Article in Tyne Valley Express
Capital Gains Tax (CGT) is not usually uppermost in people’s minds when their relationship breaks down. However, for couples who are in business together, own properties other than the one in which they live, or have other assets such as share portfolios, it needs to be a consideration. It is particularly relevant to the growing numbers of couples who have been married for many years (increasingly known as “Grey
Divorces”) and a topic I am frequently asked about.
For clarification, CGT is a tax charged on the capital gain (profit) made on the disposal of any asset. It is payable by the person making the disposal. The gain/profit (the difference between the price you paid for the asset and the price you sold it for) is considered taxable income.
For married couples
Each individual in a marriage has their own CGT annual exemption and their CGT is worked out separately. However, when either party in a couple gifts assets to the other, CGT is not payable until the recipient disposes of the asset.
This can be a useful tool for reducing CGT. For example Mr A has two buy-to-let properties which he wants to dispose of this year. If he transferred one of them to his wife before he sold it, her capital gains tax annual exemption would be available as well as his own.
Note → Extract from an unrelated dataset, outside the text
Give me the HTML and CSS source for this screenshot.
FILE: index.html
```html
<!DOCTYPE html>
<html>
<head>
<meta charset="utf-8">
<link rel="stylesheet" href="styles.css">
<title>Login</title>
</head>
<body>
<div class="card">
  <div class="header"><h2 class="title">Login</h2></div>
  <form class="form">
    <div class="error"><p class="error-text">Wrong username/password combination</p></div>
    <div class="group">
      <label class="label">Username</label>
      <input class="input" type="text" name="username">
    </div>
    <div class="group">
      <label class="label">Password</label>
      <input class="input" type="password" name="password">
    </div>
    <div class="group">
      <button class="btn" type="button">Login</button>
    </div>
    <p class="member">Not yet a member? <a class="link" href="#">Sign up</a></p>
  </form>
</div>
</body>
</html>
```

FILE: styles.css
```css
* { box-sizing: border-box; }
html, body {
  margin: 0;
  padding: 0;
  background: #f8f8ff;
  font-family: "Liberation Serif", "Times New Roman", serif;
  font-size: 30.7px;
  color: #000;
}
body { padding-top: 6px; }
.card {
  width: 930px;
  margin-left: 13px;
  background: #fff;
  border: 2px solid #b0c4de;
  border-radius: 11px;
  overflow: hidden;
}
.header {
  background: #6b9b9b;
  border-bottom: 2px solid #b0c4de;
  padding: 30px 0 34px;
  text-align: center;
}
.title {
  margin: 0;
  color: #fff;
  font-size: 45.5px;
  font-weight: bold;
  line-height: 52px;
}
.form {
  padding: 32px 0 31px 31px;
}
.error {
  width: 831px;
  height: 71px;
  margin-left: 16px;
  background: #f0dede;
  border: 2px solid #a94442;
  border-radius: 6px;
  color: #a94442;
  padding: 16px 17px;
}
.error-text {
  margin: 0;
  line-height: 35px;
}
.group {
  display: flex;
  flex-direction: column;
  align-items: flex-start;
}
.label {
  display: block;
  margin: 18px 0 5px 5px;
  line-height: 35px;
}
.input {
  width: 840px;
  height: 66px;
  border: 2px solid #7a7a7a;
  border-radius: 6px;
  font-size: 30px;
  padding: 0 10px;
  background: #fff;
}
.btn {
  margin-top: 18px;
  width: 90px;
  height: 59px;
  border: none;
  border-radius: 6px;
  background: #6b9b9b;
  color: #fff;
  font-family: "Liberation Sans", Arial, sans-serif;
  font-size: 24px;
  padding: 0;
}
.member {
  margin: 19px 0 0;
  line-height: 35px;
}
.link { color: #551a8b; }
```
When a couple separate, the position for CGT remains the same during the year of their separation. So even if they separate in July, they can still pass assets to each other until 6 April the year following the separation. CGT is only payable when the asset is eventually disposed of.
What counts as separation?
HMRC have defined separation for these purposes as when:
You are separated under a court order
You are separated by a formal Deed of Separation executed under seal
You are separated in such circumstances that the separation is likely to be permanent .(It is not necessary to be living in separate houses for this purposes.)
In each case the marriage must have broken down
The position between separation and divorce
In the tax year of separation, a couple can pass assets to each other without triggering a Capital Gain. However, in the years following separation, this is not possible. Also, whilst a couple remain married, they are “connected persons” for CGT. Therefore any asset that they pass between them is at market value. Any assets they pass between themselves after the year of separation and up to the date of their divorce may trigger a capital gain.
Gift Relief is available on some assets,eg business assets. This means that these assets can be transferred and any gain from the asset can be held over until the recipient eventually sells the asset. This works a bit like the position for husband and wife up until the year of separation. It is not available to other assets, eg share portfolios and buy-to-let properties.
If you have questions regarding CGT and its implications for you following a separation, do seek professional advice and keep HMRC up to date with any changes which may affect your Tax liability.